▶ _SET TASK_:
Images are not part of the copy; write out the rest of the data exactly as given.
── SOURCE MATERIAL
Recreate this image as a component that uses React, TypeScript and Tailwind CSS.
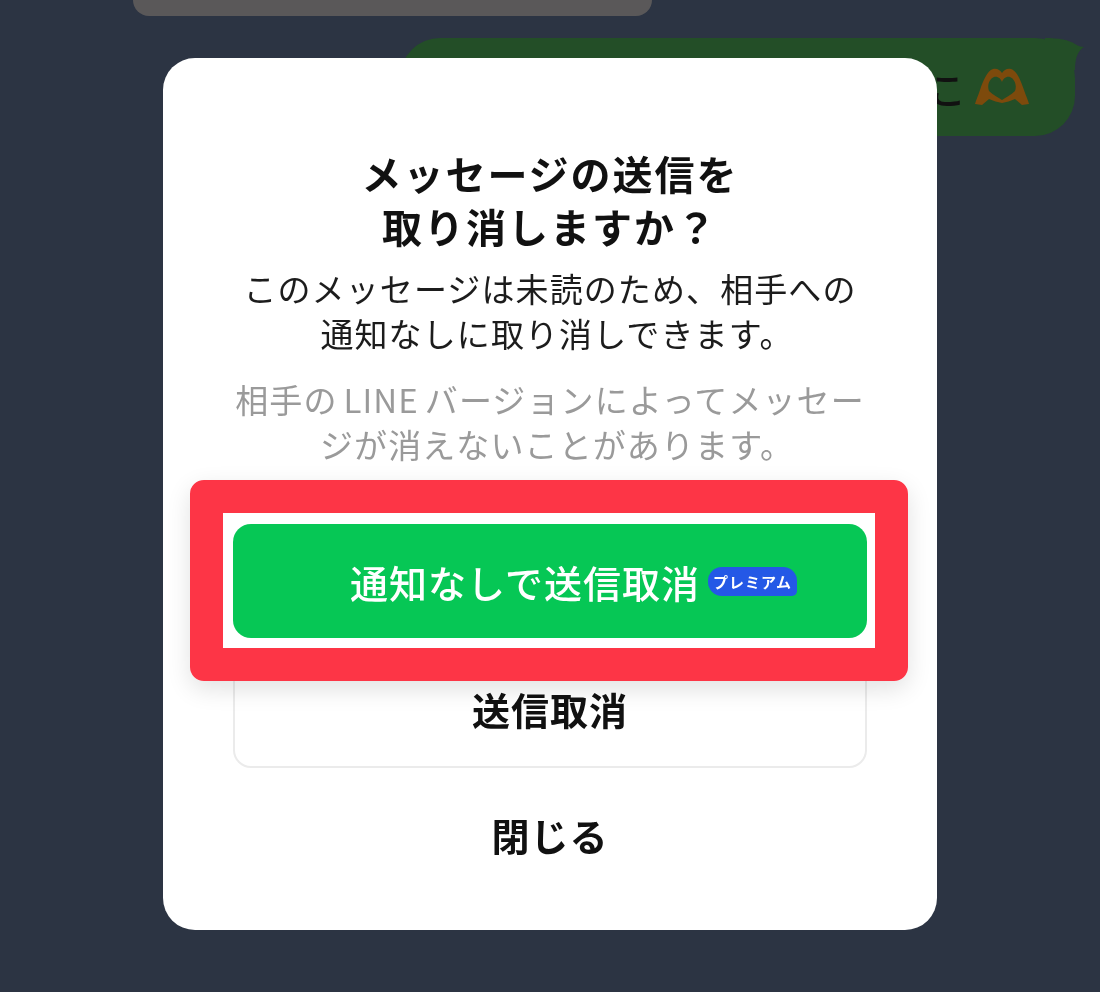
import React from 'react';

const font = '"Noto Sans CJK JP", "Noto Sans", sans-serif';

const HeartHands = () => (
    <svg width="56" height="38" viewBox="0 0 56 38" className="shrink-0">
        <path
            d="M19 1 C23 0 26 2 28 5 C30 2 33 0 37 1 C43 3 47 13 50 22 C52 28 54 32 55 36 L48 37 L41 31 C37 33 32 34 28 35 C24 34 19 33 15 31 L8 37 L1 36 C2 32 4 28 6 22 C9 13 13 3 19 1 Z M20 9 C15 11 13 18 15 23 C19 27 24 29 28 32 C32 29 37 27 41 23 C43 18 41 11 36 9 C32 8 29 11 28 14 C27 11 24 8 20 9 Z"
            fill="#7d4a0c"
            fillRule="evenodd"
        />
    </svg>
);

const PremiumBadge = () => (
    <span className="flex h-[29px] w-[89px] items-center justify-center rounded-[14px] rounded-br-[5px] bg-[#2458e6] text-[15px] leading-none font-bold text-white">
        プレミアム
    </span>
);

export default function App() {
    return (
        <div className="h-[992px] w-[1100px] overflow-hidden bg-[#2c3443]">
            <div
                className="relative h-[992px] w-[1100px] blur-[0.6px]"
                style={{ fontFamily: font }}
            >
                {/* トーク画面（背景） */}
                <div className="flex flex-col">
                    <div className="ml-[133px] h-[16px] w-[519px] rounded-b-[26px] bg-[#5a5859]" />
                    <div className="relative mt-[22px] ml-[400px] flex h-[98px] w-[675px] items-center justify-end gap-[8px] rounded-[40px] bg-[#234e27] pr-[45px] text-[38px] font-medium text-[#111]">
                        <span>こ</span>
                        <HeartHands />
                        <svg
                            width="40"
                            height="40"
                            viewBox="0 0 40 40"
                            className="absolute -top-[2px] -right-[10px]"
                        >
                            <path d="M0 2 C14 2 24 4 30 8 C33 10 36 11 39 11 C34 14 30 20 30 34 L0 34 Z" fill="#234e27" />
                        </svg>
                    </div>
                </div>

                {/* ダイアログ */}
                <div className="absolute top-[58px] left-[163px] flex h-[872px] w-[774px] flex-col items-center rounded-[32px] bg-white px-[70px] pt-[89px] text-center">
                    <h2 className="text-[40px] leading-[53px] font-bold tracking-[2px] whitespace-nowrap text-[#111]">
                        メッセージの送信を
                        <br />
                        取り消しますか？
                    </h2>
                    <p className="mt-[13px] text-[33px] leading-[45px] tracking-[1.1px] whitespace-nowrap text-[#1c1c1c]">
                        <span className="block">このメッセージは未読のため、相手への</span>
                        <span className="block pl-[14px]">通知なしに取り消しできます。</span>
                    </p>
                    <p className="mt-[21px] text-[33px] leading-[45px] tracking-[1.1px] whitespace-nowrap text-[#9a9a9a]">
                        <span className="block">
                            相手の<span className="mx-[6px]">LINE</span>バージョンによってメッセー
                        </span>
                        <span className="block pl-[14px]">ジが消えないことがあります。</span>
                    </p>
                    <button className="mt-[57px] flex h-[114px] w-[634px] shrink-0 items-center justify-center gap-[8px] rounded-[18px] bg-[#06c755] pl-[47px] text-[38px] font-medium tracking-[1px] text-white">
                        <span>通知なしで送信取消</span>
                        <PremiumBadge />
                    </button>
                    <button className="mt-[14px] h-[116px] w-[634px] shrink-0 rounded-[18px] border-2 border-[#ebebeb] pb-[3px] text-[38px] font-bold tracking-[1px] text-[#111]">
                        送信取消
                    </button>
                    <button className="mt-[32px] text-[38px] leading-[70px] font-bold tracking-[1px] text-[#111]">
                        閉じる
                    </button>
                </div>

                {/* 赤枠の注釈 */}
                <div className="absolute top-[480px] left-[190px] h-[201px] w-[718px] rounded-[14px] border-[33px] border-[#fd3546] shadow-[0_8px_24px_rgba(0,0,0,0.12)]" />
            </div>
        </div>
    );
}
────
▶ _FINISHED TASK_:
Recreate this image as a component that uses React, TypeScript and Tailwind CSS.
import React from 'react';

const font = '"Noto Sans CJK JP", "Noto Sans", sans-serif';

const HeartHands = () => (
    <svg width="56" height="38" viewBox="0 0 56 38" className="shrink-0">
        <path
            d="M19 1 C23 0 26 2 28 5 C30 2 33 0 37 1 C43 3 47 13 50 22 C52 28 54 32 55 36 L48 37 L41 31 C37 33 32 34 28 35 C24 34 19 33 15 31 L8 37 L1 36 C2 32 4 28 6 22 C9 13 13 3 19 1 Z M20 9 C15 11 13 18 15 23 C19 27 24 29 28 32 C32 29 37 27 41 23 C43 18 41 11 36 9 C32 8 29 11 28 14 C27 11 24 8 20 9 Z"
            fill="#7d4a0c"
            fillRule="evenodd"
        />
    </svg>
);

const PremiumBadge = () => (
    <span className="flex h-[29px] w-[89px] items-center justify-center rounded-[14px] rounded-br-[5px] bg-[#2458e6] text-[15px] leading-none font-bold text-white">
        プレミアム
    </span>
);

export default function App() {
    return (
        <div className="h-[992px] w-[1100px] overflow-hidden bg-[#2c3443]">
            <div
                className="relative h-[992px] w-[1100px] blur-[0.6px]"
                style={{ fontFamily: font }}
            >
                {/* トーク画面（背景） */}
                <div className="flex flex-col">
                    <div className="ml-[133px] h-[16px] w-[519px] rounded-b-[26px] bg-[#5a5859]" />
                    <div className="relative mt-[22px] ml-[400px] flex h-[98px] w-[675px] items-center justify-end gap-[8px] rounded-[40px] bg-[#234e27] pr-[45px] text-[38px] font-medium text-[#111]">
                        <span>こ</span>
                        <HeartHands />
                        <svg
                            width="40"
                            height="40"
                            viewBox="0 0 40 40"
                            className="absolute -top-[2px] -right-[10px]"
                        >
                            <path d="M0 2 C14 2 24 4 30 8 C33 10 36 11 39 11 C34 14 30 20 30 34 L0 34 Z" fill="#234e27" />
                        </svg>
                    </div>
                </div>

                {/* ダイアログ */}
                <div className="absolute top-[58px] left-[163px] flex h-[872px] w-[774px] flex-col items-center rounded-[32px] bg-white px-[70px] pt-[89px] text-center">
                    <h2 className="text-[40px] leading-[53px] font-bold tracking-[2px] whitespace-nowrap text-[#111]">
                        メッセージの送信を
                        <br />
                        取り消しますか？
                    </h2>
                    <p className="mt-[13px] text-[33px] leading-[45px] tracking-[1.1px] whitespace-nowrap text-[#1c1c1c]">
                        <span className="block">このメッセージは未読のため、相手への</span>
                        <span className="block pl-[14px]">通知なしに取り消しできます。</span>
                    </p>
                    <p className="mt-[21px] text-[33px] leading-[45px] tracking-[1.1px] whitespace-nowrap text-[#9a9a9a]">
                        <span className="block">
                            相手の<span className="mx-[6px]">LINE</span>バージョンによってメッセー
                        </span>
                        <span className="block pl-[14px]">ジが消えないことがあります。</span>
                    </p>
                    <button className="mt-[57px] flex h-[114px] w-[634px] shrink-0 items-center justify-center gap-[8px] rounded-[18px] bg-[#06c755] pl-[47px] text-[38px] font-medium tracking-[1px] text-white">
                        <span>通知なしで送信取消</span>
                        <PremiumBadge />
                    </button>
                    <button className="mt-[14px] h-[116px] w-[634px] shrink-0 rounded-[18px] border-2 border-[#ebebeb] pb-[3px] text-[38px] font-bold tracking-[1px] text-[#111]">
                        送信取消
                    </button>
                    <button className="mt-[32px] text-[38px] leading-[70px] font-bold tracking-[1px] text-[#111]">
                        閉じる
                    </button>
                </div>

                {/* 赤枠の注釈 */}
                <div className="absolute top-[480px] left-[190px] h-[201px] w-[718px] rounded-[14px] border-[33px] border-[#fd3546] shadow-[0_8px_24px_rgba(0,0,0,0.12)]" />
            </div>
        </div>
    );
}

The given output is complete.